A Time For Everything

There is a time for everything, and a season for every activity under the heavens:
……….He has made everything beautiful in its time. He has also set eternity in the human heart; yet no one can fathom what God has done from beginning to end. Ecclesiastes 3:1-11

Sometimes we experience time in a way other than it’s passing…..other than the counting of days and hours, minutes and seconds. As Frederick Buechner puts it, “a time we mark not by its duration but by its content.” Instead of measuring it by the clock we measure it by what happened within the time. A good time. A difficult time. A time of celebration or a time of sorrow. And sometimes a most holy time.

The holiest moments happen at times and in places we least expect them. We don’t create them, can’t plan for them and if we’re not careful….we’ll miss them.

Like a few days ago in the hallway of a hospital, where, without meaning to, several showed up at the same time to see a man we love. To show him we care and to let him know we love him. We took turns going into his room to hold his hand. To see his face and let him see ours. Back in the hallway we catch up with those we don’t get to see often. We give hugs and share tears. And we pray.

Sometimes we don’t realize how significant that kind of time is until years later. Like conversations with a new friend at a new job.

I hope Lyle knew what his time meant to me. I worked with him for a year or so. I came into the job knowing little about the construction business, unsure of myself and wondering if I was going to make it. He was patient and kind as I learned. Lyle was easy to talk to and we often had good conversations about things he or I happened to be thinking about. He had profound thoughts on life and was as happy to share them as I was to listen. Lyle was an attentive listener and was the only person I worked with to know about my writing for a long time. He encouraged me to keep writing.

These are gifts…..these sacred moments. And they may not look like what you’d expect.  They come in a conversation. An unplanned gathering. A planned one too. During your quiet time or in the middle of a crowded restaurant. They happen at home, in the forest, on the mountain, at work, in a traffic jam, in a hospital, or in a stable. Holy moments are given and stay with us after the passing of days and years because they change us forever.

As we gather to celebrate the birth of Jesus Christ let us remember and cherish that most holy moment and like the shepherds, “Let us go over……and see this thing that has happened, which the Lord has made known to us.” Luke 2:15

But Mary treasured up all these things, pondering them in her heart.    Luke 2:19

And like Mary, let us treasure these things and ponder them in our hearts.

Merry Christmas and many blessings to you and yours for 2018.

 

Photo by Josh Boot on Unsplash

A Love Letter

I found a letter in between the pages of one of my Bibles.  I keep it as a reminder of where we were.

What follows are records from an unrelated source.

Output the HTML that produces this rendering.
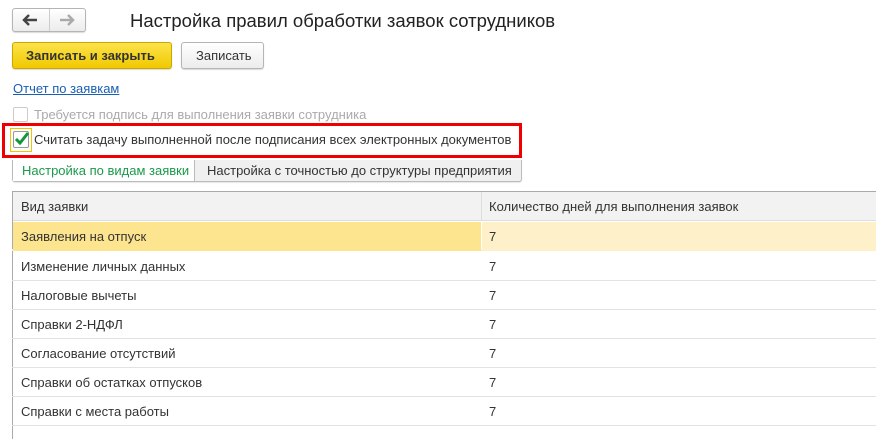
<!DOCTYPE html>
<html><head><meta charset="utf-8"><style>
*{box-sizing:border-box;margin:0;padding:0}
body{width:876px;height:439px;overflow:hidden;background:#fff;font-family:Arial,"Liberation Sans","Noto Sans CJK SC",sans-serif;font-size:13px;color:#333;position:relative}
.a{position:absolute}
.btn{position:absolute;border:1px solid #b5b5b5;border-radius:3px;background:linear-gradient(#fff,#ececec);box-shadow:0 1px 1px rgba(0,0,0,.15)}
.row{position:absolute;left:12px;width:864px;height:29px;border-bottom:1px solid #e2e2e2}
.row span{position:absolute;top:7px}
</style></head><body>
<div class="btn" style="left:12px;top:8px;width:74px;height:24px"></div>
<div class="a" style="left:49px;top:9px;width:1px;height:22px;background:#ccc"></div>
<svg class="a" style="left:22px;top:13px" width="16" height="14"><path d="M2 7H15M7 2L2 7L7 12" stroke="#444" stroke-width="2.5" fill="none"/></svg>
<svg class="a" style="left:59px;top:13px" width="16" height="14"><path d="M1 7H14M9 2L14 7L9 12" stroke="#aaa" stroke-width="2.5" fill="none"/></svg>
<div class="a" style="left:130px;top:10px;font-size:18.5px;color:#222">Настройка правил обработки заявок сотрудников</div>
<div class="btn" style="left:12px;top:42px;width:160px;height:27px;background:linear-gradient(#fbe34a,#f1c900);border-color:#c9a800"></div>
<div class="a" style="left:26px;top:48px;font-weight:bold;color:#333">Записать и закрыть</div>
<div class="btn" style="left:181px;top:42px;width:83px;height:27px"></div>
<div class="a" style="left:196px;top:48px">Записать</div>
<div class="a" style="left:13px;top:81px;color:#1a5fb4;text-decoration:underline">Отчет по заявкам</div>
<div class="a" style="left:13px;top:107px;width:15px;height:15px;border:1px solid #ccc;border-radius:2px"></div>
<div class="a" style="left:34px;top:107px;color:#aaa">Требуется подпись для выполнения заявки сотрудника</div>
<div class="a" style="left:2px;top:123px;width:520px;height:35px;border:3px solid #ee0000"></div>
<div class="a" style="left:10px;top:128px;width:22px;height:24px;border:1px solid #f1c400"></div>
<div class="a" style="left:13px;top:131px;width:16px;height:17px;border:1px solid #999;border-radius:2px;background:#fff"></div>
<svg class="a" style="left:13px;top:130px" width="18" height="18"><path d="M3 9L7 13L15 3" stroke="#11963a" stroke-width="3" fill="none"/></svg>
<div class="a" style="left:34px;top:132px;color:#333">Считать задачу выполненной после подписания всех электронных документов</div>
<div class="a" style="left:12px;top:160px;width:510px;height:22px;border:1px solid #bbb;border-top:none;border-radius:0 0 3px 3px;background:#f0f0f0;box-shadow:0 1px 1px rgba(0,0,0,.1)"></div>
<div class="a" style="left:13px;top:160px;width:182px;height:21px;background:#fff;border-right:1px solid #bbb"></div>
<div class="a" style="left:22px;top:163px;color:#1a9a4a">Настройка по видам заявки</div>
<div class="a" style="left:207px;top:163px;color:#333">Настройка с точностью до структуры предприятия</div>
<div class="a" style="left:12px;top:191px;width:864px;height:248px;border:1px solid #aaa;border-right:none;border-bottom:none"></div>
<div class="a" style="left:13px;top:192px;width:863px;height:29px;background:#f2f2f2;border-bottom:1px solid #ddd"></div>
<div class="a" style="left:481px;top:192px;width:1px;height:29px;background:#ddd"></div>
<div class="a" style="left:21px;top:199px">Вид заявки</div>
<div class="a" style="left:489px;top:199px">Количество дней для выполнения заявок</div>
<div class="row" style="top:222px;border-bottom:2px solid #eee"><div class="a" style="left:1px;top:0;width:468px;height:29px;background:#fde58f"></div><div class="a" style="left:470px;top:0;width:394px;height:29px;background:#fef1c9"></div><span style="left:9px">Заявления на отпуск</span><span style="left:477px">7</span></div>
<div class="row" style="top:252px"><span style="left:9px">Изменение личных данных</span><span style="left:477px">7</span></div>
<div class="row" style="top:281px"><span style="left:9px">Налоговые вычеты</span><span style="left:477px">7</span></div>
<div class="row" style="top:310px"><span style="left:9px">Справки 2-НДФЛ</span><span style="left:477px">7</span></div>
<div class="row" style="top:339px"><span style="left:9px">Согласование отсутствий</span><span style="left:477px">7</span></div>
<div class="row" style="top:368px"><span style="left:9px">Справки об остатках отпусков</span><span style="left:477px">7</span></div>
<div class="row" style="top:397px"><span style="left:9px">Справки с места работы</span><span style="left:477px">7</span></div>
</body></html>
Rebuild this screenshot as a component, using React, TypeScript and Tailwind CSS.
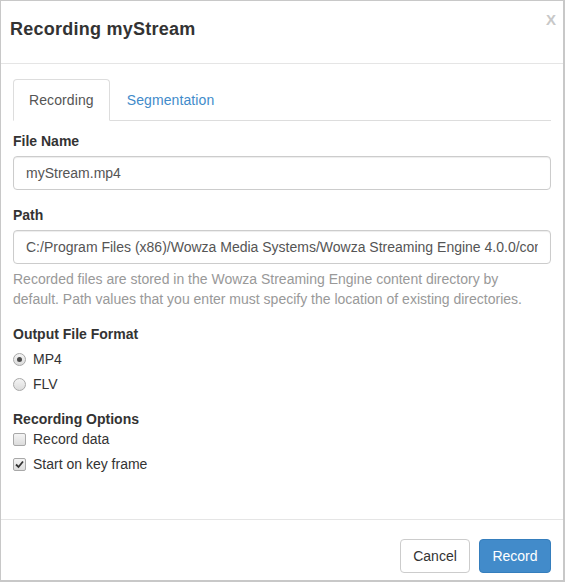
import React from "react";

function Radio({ checked, label }: { checked?: boolean; label: string }) {
  return (
    <div className="flex items-center h-5">
      <span className="w-[13px] h-[13px] rounded-full border border-[#a8a8a8] bg-gradient-to-b from-[#f4f4f4] to-[#dcdcdc] flex items-center justify-center">
        {checked && <span className="w-[5px] h-[5px] rounded-full bg-[#4a4a4a]" />}
      </span>
      <span className="ml-[7px] text-[14px] text-[#333]">{label}</span>
    </div>
  );
}

function Check({ checked, label }: { checked?: boolean; label: string }) {
  return (
    <div className="flex items-center h-5">
      <span className="w-[13px] h-[13px] rounded-[2px] border border-[#a8a8a8] bg-gradient-to-b from-[#f4f4f4] to-[#dcdcdc] flex items-center justify-center">
        {checked && (
          <svg width="9" height="9" viewBox="0 0 9 9">
            <path d="M1 4.5 L3.5 7 L8 1.5" fill="none" stroke="#333" strokeWidth="1.8" />
          </svg>
        )}
      </span>
      <span className="ml-[7px] text-[14px] text-[#333]">{label}</span>
    </div>
  );
}

const inputCls =
  "block w-full h-[34px] border border-[#ccc] rounded-[4px] px-[12px] text-[14px] text-[#555] bg-white outline-none shadow-[inset_0_1px_1px_rgba(0,0,0,0.075)]";

export default function App() {
  return (
    <div
      className="w-[565px] h-[582px] bg-[#c8c8c8] pl-[1px] pt-[1px]"
      style={{ fontFamily: '"Liberation Sans", Arial, sans-serif' }}
    >
      <div className="w-[562px] h-[579px] bg-white flex flex-col">
        {/* header */}
        <div className="h-[62px] border-b border-[#e5e5e5] flex items-start justify-between pl-[9px] pr-[7px] box-content">
          <h4 className="text-[18px] font-bold text-[#333] leading-[26px] mt-[15px] tracking-[0.25px]">Recording myStream</h4>
          <span className="text-[15px] font-bold text-[#c8c8c8] leading-none mt-[11px]">X</span>
        </div>
        {/* body */}
        <div className="px-[12px] pt-[15px] flex-1">
          <div className="flex border-b border-[#ddd] h-[42px]">
            <div className="h-[42px] px-[15px] pt-[10px] border border-[#ddd] border-b-white rounded-t-[4px] text-[14px] text-[#555] leading-5 bg-white tracking-[0.1px]">
              Recording
            </div>
            <div className="ml-[2px] h-[41px] px-[15px] pt-[11px] text-[14px] text-[#428bca] leading-5 tracking-[0.1px]">
              Segmentation
            </div>
          </div>

          <div className="mt-[10px]">
            <div className="text-[14px] font-bold text-[#333] leading-5 mb-[5px]">File Name</div>
            <input readOnly className={inputCls} style={{ fontFamily: "inherit" }} value="myStream.mp4" />
          </div>

          <div className="mt-[15px]">
            <div className="text-[14px] font-bold text-[#333] leading-5 mb-[5px]">Path</div>
            <input
              readOnly
              className={inputCls}
              style={{ fontFamily: "inherit" }}
              value="C:/Program Files (x86)/Wowza Media Systems/Wowza Streaming Engine 4.0.0/content"
            />
            <p className="mt-[5px] text-[14px] leading-5 text-[#999] max-w-[530px]">
              Recorded files are stored in the Wowza Streaming Engine content directory by default. Path values that you enter must specify the location of existing directories.
            </p>
          </div>

          <div className="mt-[15px]">
            <div className="text-[14px] font-bold text-[#333] leading-5 mb-[5px]">Output File Format</div>
            <Radio checked label="MP4" />
            <div className="mt-[5px]">
              <Radio label="FLV" />
            </div>
          </div>

          <div className="mt-[15px]">
            <div className="text-[14px] font-bold text-[#333] leading-5">Recording Options</div>
            <Check label="Record data" />
            <div className="mt-[5px]">
              <Check checked label="Start on key frame" />
            </div>
          </div>
        </div>
        {/* footer */}
        <div className="h-[61px] border-t border-[#e5e5e5] flex justify-end items-start pt-[19px] pr-[12px] gap-[9px]">
          <div className="h-[34px] w-[70px] border border-[#ccc] rounded-[4px] flex items-center justify-center text-[14px] text-[#333] bg-white">
            Cancel
          </div>
          <div className="h-[34px] w-[72px] border border-[#357ebd] rounded-[4px] flex items-center justify-center text-[14px] text-white bg-[#428bca]">
            Record
          </div>
        </div>
      </div>
    </div>
  );
}
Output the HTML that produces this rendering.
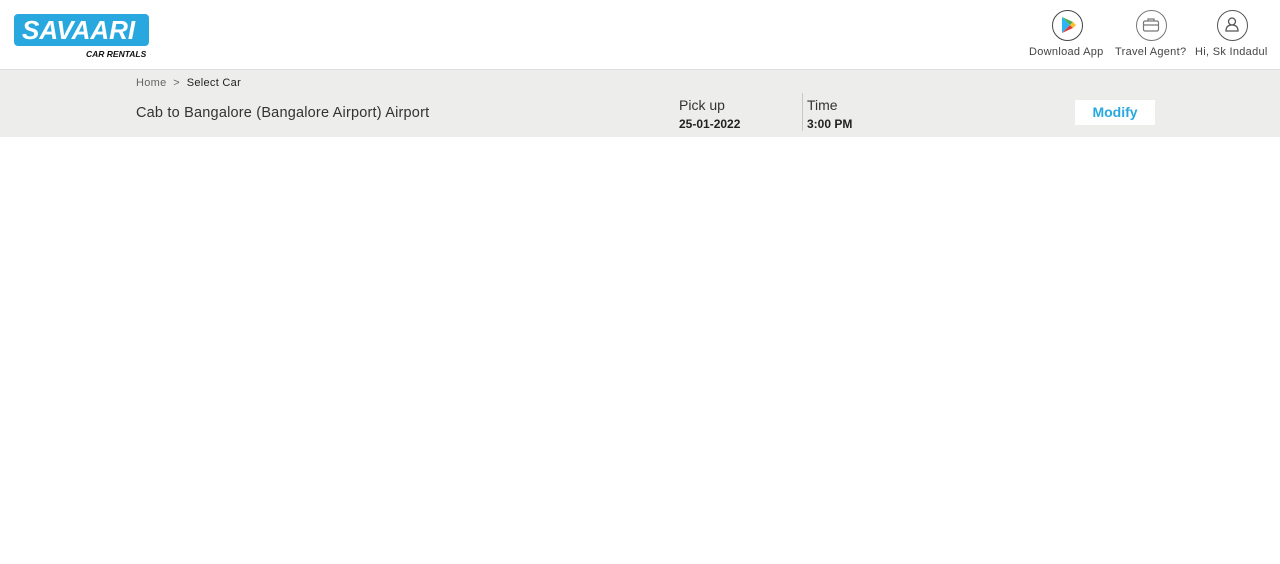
<!DOCTYPE html>
<html><head><style>
*{margin:0;padding:0;box-sizing:border-box}
body{width:1280px;height:564px;background:#fff;font-family:"Liberation Sans",sans-serif;position:relative;overflow:hidden;color:#222}
.abs{position:absolute;white-space:nowrap}
.bar{position:absolute;left:0;top:69px;width:1280px;height:68px;background:#ededeb;border-top:1px solid #ddd}
.lbl{font-size:11px;color:#444;letter-spacing:0.3px}
.ic{position:absolute;width:31px;height:31px;border-radius:50%;border:1.5px solid #444;background:#fff}
</style></head><body>
<div class="abs" style="left:14px;top:14px;width:135px;height:32px;background:#29a8df;border-radius:4px"></div>
<div class="abs" style="left:22px;top:15px;font-size:26px;font-weight:bold;font-style:italic;color:#fff">SAVAARI</div>
<div class="abs" style="left:86px;top:49px;font-size:8.5px;font-weight:bold;font-style:italic;color:#111">CAR RENTALS</div>

<div class="ic" style="left:1052px;top:10px"><svg width="28" height="28" viewBox="0 0 28 28" style="position:absolute;left:0;top:0"><path d="M9 6 L9 22 L17 14 Z" fill="#29b6f6"/><path d="M9 6 L17 14 L20 11 Z" fill="#4caf50"/><path d="M9 22 L17 14 L20 17 Z" fill="#e53935"/><path d="M20 11 L23 14 L20 17 L17 14Z" fill="#fbc02d"/></svg></div>
<div class="ic" style="left:1136px;top:10px;border-color:#777"><svg width="28" height="28" viewBox="0 0 28 28" style="position:absolute;left:0;top:0"><rect x="6.5" y="10" width="15" height="10" rx="1.5" fill="none" stroke="#777" stroke-width="1.2"/><path d="M11 10 V8 H17 V10 M6.5 14 H21.5" fill="none" stroke="#777" stroke-width="1.2"/></svg></div>
<div class="ic" style="left:1217px;top:10px;border-color:#555"><svg width="28" height="28" viewBox="0 0 28 28" style="position:absolute;left:0;top:0"><circle cx="14" cy="10.5" r="3.5" fill="none" stroke="#555" stroke-width="1.3"/><path d="M8 20 Q8 14 14 14 Q20 14 20 20 Z" fill="none" stroke="#555" stroke-width="1.3"/></svg></div>
<div class="abs lbl" style="left:1029px;top:46px">Download App</div>
<div class="abs lbl" style="left:1115px;top:46px">Travel Agent?</div>
<div class="abs lbl" style="left:1195px;top:46px">Hi, Sk Indadul</div>

<div class="bar"></div>
<div class="abs" style="left:136px;top:77px;font-size:11px;color:#666;letter-spacing:0.3px">Home &nbsp;&gt;&nbsp; <span style="color:#222">Select Car</span></div>
<div class="abs" style="left:136px;top:105px;font-size:14.5px;color:#333;letter-spacing:0.2px">Cab to Bangalore (Bangalore Airport) Airport</div>
<div class="abs" style="left:679px;top:97px;font-size:14px;color:#333">Pick up</div>
<div class="abs" style="left:679px;top:117px;font-size:12px;font-weight:bold;color:#222">25-01-2022</div>
<div class="abs" style="left:802px;top:93px;width:1px;height:38px;background:#c8c8c8"></div>
<div class="abs" style="left:807px;top:97px;font-size:14px;color:#333">Time</div>
<div class="abs" style="left:807px;top:117px;font-size:12px;font-weight:bold;color:#222">3:00 PM</div>
<div class="abs" style="left:1075px;top:100px;width:80px;height:25px;background:#fff;color:#29a8df;font-weight:bold;font-size:14px;text-align:center;line-height:25px">Modify</div>
</body></html>
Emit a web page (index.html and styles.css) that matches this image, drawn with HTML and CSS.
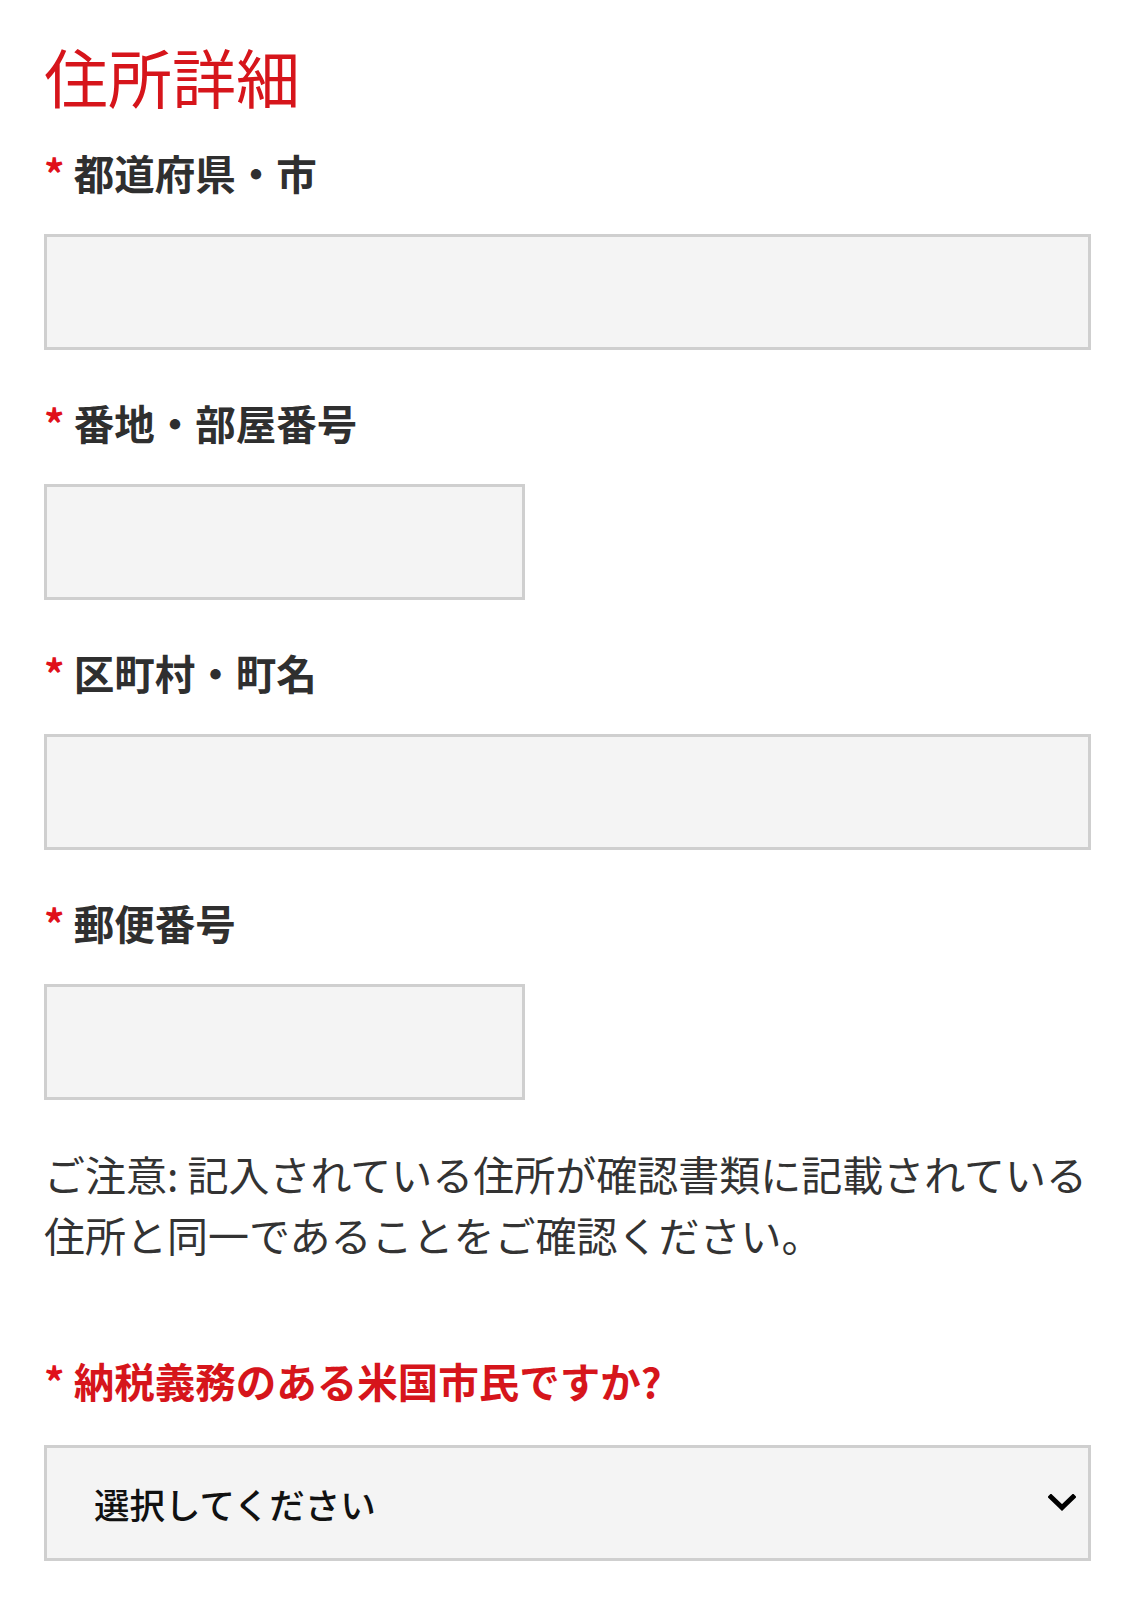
FILE: index.html
```html
<!DOCTYPE html>
<html lang="ja">
<head>
<meta charset="utf-8">
<title>住所詳細</title>
<link rel="stylesheet" href="styles.css">
</head>
<body>
<main class="form">
  <h2 class="title">住所詳細</h2>

  <div class="field">
    <label class="label" for="pref"><span class="req">*</span> 都道府県・市</label>
    <input class="input input-full" id="pref" type="text">
  </div>

  <div class="field">
    <label class="label" for="addr"><span class="req">*</span> 番地・部屋番号</label>
    <input class="input input-half" id="addr" type="text">
  </div>

  <div class="field">
    <label class="label" for="town"><span class="req">*</span> 区町村・町名</label>
    <input class="input input-full" id="town" type="text">
  </div>

  <div class="field">
    <label class="label" for="zip"><span class="req">*</span> 郵便番号</label>
    <input class="input input-half" id="zip" type="text">
  </div>

  <p class="note">ご注意: 記入されている住所が確認書類に記載されている住所と同一であることをご確認ください。</p>

  <div class="field field-select">
    <label class="label label-red" for="tax"><span class="req">*</span> 納税義務のある米国市民ですか?</label>
    <div class="select-wrap">
      <select class="select" id="tax">
        <option>選択してください</option>
        <option>はい</option>
        <option>いいえ</option>
      </select>
      <svg class="chevron" width="28" height="18" viewBox="0 0 28 18" aria-hidden="true">
        <path d="M3 3 L14 13.5 L25 3" fill="none" stroke="#000" stroke-width="5" stroke-linecap="square"/>
      </svg>
    </div>
  </div>
</main>
</body>
</html>
```

FILE: styles.css
```css
* {
  box-sizing: border-box;
}

html, body {
  margin: 0;
  padding: 0;
  background: #fff;
}

body {
  font-family: "Noto Sans CJK JP", "Noto Sans", sans-serif;
  color: #333;
}

.form {
  width: 1091px;
  padding: 38px 0 40px 44px;
  display: flex;
  flex-direction: column;
}

.title {
  margin: 0 0 31px;
  font-size: 64px;
  line-height: 74px;
  font-weight: 400;
  color: #d6151b;
}

.field {
  display: flex;
  flex-direction: column;
  gap: 31px;
  margin-bottom: 43px;
}

.label {
  display: block;
  font-size: 40.5px;
  line-height: 60px;
  font-weight: 700;
  color: #2f2f2f;
}

.req {
  color: #e0101a;
}

.label-red {
  color: #d6151b;
}

.input {
  display: block;
  height: 116px;
  margin: 0;
  border: 3px solid #cfcfcf;
  background: #f4f4f4;
  font-family: inherit;
  font-size: 35px;
  padding: 0 20px;
  outline: none;
}

.input-full {
  width: 1047px;
}

.input-half {
  width: 481px;
}

.note {
  margin: 0 0 86px;
  width: 1047px;
  font-size: 41px;
  line-height: 61px;
  color: #333;
}

.field-select {
  gap: 34px;
  margin-bottom: 0;
}

.select-wrap {
  position: relative;
  width: 1047px;
  height: 116px;
}

.select {
  -webkit-appearance: none;
  appearance: none;
  width: 100%;
  height: 100%;
  margin: 0;
  border: 3px solid #cfcfcf;
  border-radius: 0;
  background: #f4f4f4;
  padding: 0 0 0 47px;
  font-family: "Noto Sans CJK JP", "Noto Sans", sans-serif;
  font-size: 35.5px;
  font-weight: 500;
  color: #111;
  outline: none;
}

.chevron {
  position: absolute;
  right: 15px;
  top: 49px;
  pointer-events: none;
}
```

It’s a love letter.  Not the mushy kind inspired by infatuation.  No, the only similarity to a middle school love note is the notebook paper on which it’s written.  This love letter is not the kind filled with dreamy visions of the future.  It’s not loaded with good intentions or empty promises.  No fancy words were used, no love songs quoted.  This love letter was a simple expression of his feelings for me.  And a surprise one, too, because it had been at least ten years since the last one.

Hard times caused him to write it.  We were struggling.  Not connecting, not agreeing, whatever the reason, hard times came.  We weren’t doing so well with them.  We lost it with each other.  We said things we meant at the moment but wish we hadn’t.  Things like, “I can’t do this anymore” or “do what you have to do.”  Words that made us wonder if we even knew each other at all.  The kind of words that hurt deep down.  Then the silence would come and sometimes more anger.  Most of the time the silence brought revelation, understanding, conviction.  It definitely brought regret.  I came face to face with my foolishness, my pride, and that brought its own kind of pain.

He chose to break the silence with a love letter.  I remember the moment clearly.  He didn’t say a word when he handed me the folded piece of paper.  He left me alone to read.  I won’t share his words, those are mine. But I know they were written in a moment of pure love, the kind you feel so intensely that you think your heart will burst. The kind we express when we love our best.

We are still learning to love well.

I have a long way to go.  But I’m on the edge of becoming someone better, someone more free to love the way I’m supposed to.  God is transforming me with His perfect love and I’m still learning.

This learning process seems painfully slow at times.  But I’m not defeated when I mess up.

John Piper writes in his book When I Don’t Desire God, “To be sure, our all-too-slow growth in Christ-likeness matters.  It is the necessary evidence that our faith is real.  But, oh what a difference it makes to be assured, in the discouraging darkness of our own imperfections, that we have a perfect righteousness – namely Christ’s”

“Not that I have already obtained this or am already perfect, but I press on to make it my own, because Christ Jesus has made me his own”.  

Philippians 3:12  NLT

So I cherish this letter and all the other perfect moments we share.